Hm but why would you not send it directly to ElasticSearch?

sethammons 3704 days ago

Kafka shines when you have multiple services that have data to publish and multiple services that need to read that data stream. If you have three services and they write to ES, publish metrics to some other store, and log events to the db, you could instead write that all to Kafka, and individual consumers can use the data (for instance, to put into ES). On the origin-service side, it has one integration point; it does not need to know about ES. Now let's say that your users want a near real-time dashboard of their data changes on your multiple services. All you do is make a new consumer from Kafka. You don't add it to your three services. Kafka simplifies your service relation graph.

balamaci 3704 days ago

Well I definitely support the example of using Kafka for analytics with a streaming solution like Flink or Spark, etc. However I asked the "why not directly to ES" question because the example of using Kafka just as a layer in front of ES I felt it kinda painted Kafka layer as something "we could do because we can, not because we need to".

dkersten 3704 days ago

Because then you have the problem of dual-writes.

https://martin.kleppmann.com/2015/05/27/logs-for-data-infras...

evgenyp 3704 days ago

One key ability is to batch updates.

We just implemented Kinesis (AWS service similar to Kafka) to reduce load on our Elasticsearch database (~50GB) when running hundreds of individual jobs.

Individual tasks (implemented in Celery, actually running off Redis) push to a Kinesis stream which is then consumed in batches by a very simple processor.

saryant 3704 days ago

When you need to reindex, all the original writes are still on your Kafka topic and the consumer that fed ElasticSearch and replay from the start.

kubek2k 3705 days ago

because: * you can do ES indexing async * having articles index instantly is not critical (I guess)

balamaci 3704 days ago

Well ES is pretty fast by itself - lots of people use it to store log entries(ELK stack) and every log line triggers an indexing event in ES. Introducing Kafka into the mix just seems like an unnecessary complication.

yolesaber 3704 days ago

It's not unnecessary if ES is just one of the endpoints. Kafka shines because it can accommodate a ton of consumers - so you can write once to kafka and then use it populate ES, databases, whatever. Furthermore, what happens if you need to re-index (say, if you update a mapping to an existing object)? It becomes trivial to reindex by replaying all the data from Kafka into ES thus saving you a lot of time.

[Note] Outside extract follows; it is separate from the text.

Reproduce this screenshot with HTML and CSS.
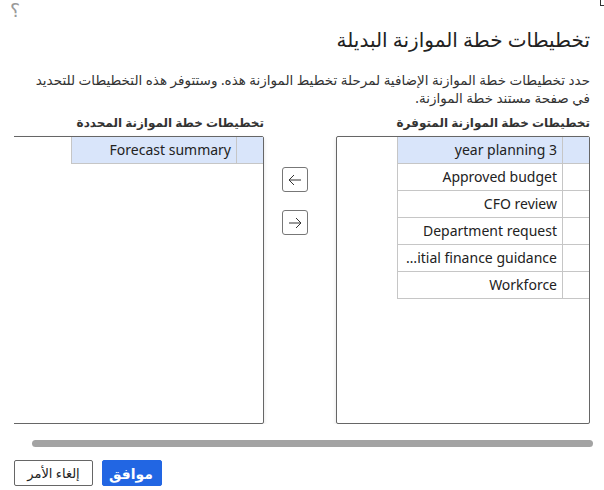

If you are just dumping into ES, then yes, probably not the best tool (though it wouldn't necessarily hurt) - just use the HTTP API for that. However if you want to build a robust pipeline for multiple services or think you'll be needing to scale the feed into ES, Kafka is useful.

manigandham 3705 days ago

Kafka and Redis are very different things - see this: https://news.ycombinator.com/item?id=11577312

Redis is a database, Kakfa is a data logging system built for scale and throughput. Event processing (of any kind like stocks, ad impressions, ecommerce purchases) are a great fit. Also good as a message queue unless you need ultra low-latency RPC.

nodesocket 3705 days ago

Gotcha, so then advantage of Kafka over Logstash + ElasticSearch?

saryant 3705 days ago

Kafka, Redis and Logstash+ElasticSearch have really nothing to do with each other.

Kafka is a distributed, fault-tolerant and highly scalable message broker.

Redis is a very fast key/value (another other data types) store.

I suppose that at a high level Logstash can be compared to Kafka but IME Logstash can't handle scale. It's trivially easy to bring Logstash to its knees.

Elasticsearch is, well, a search engine.

010a 3705 days ago

Redis does a lot more than just store keys and values. Functionally speaking Redis Pub/Sub and Kafka are interchangable up to a certain level of throughput.

saryant 3705 days ago

They really serve very different use cases. Redis pub/sub consumers only receive messages while connected, whereas Kafka consumers can pick up where they left off. Event ordering, back pressure, etc.

There are many use cases Redis pub/sub can't serve beyond just scalability.

balamaci 3705 days ago

Well Logstash can output data into Kafka or ElasticSearch. So you could for example transform logs to json or do simple text processing in Logstash and put it to ElasticSearch for logsearching but you can also put it in Kafka and then have a stream parsing with all sorts of tools like Flink, Spark, etc. You could then have the possibility do so some realtime analysis on what the user do all over your stack. Too many "Login Failed" events and maybe you have an attacker trying to bruteforce a passsword and maybe you need to present him with a captcha screen.

manigandham 3705 days ago

ElasticSearch is a database optimized for searching, not related at all.

You can somewhat compare Kafka to Logstash but Kafka has no processing, it's purely a distributed log writing/reading/storage system that also scales far more than logstash can. You write data to it and then read from it with a basic messaging abstraction of topics and partitions.

ec109685 3705 days ago

ElasticSearch can store sequenced number data, which is really all that Kafka is doing, so I don't think it is fair to say it isn't related at all.

allengeorge 3704 days ago

So can a RDBMS... But that doesn't mean that Kafka and databases are related.

As multiple comments have stated above, Kafka is really a distributed message subsystem. Its core interface is a set of topics that one can publish to, and that consumers can read from (in other words, a pub-sub system). Kafka doesn't inspect the message payload at all.

Elasticsearch is a unstructured (to some extent) document store that's optimized around document search. So at the very least, the payload is important when using Elasticsearch.

manigandham 3704 days ago

That's like saying they all write data to disk so they're related.

Elasticsearch is all about saving, inspecting, indexing and retrieving your data through a rich document-based model and search-optimized methods.

ES might be able to do the same thing functionally because it operates at a higher level but ultimately will never scale or be as simple in access as Kafka.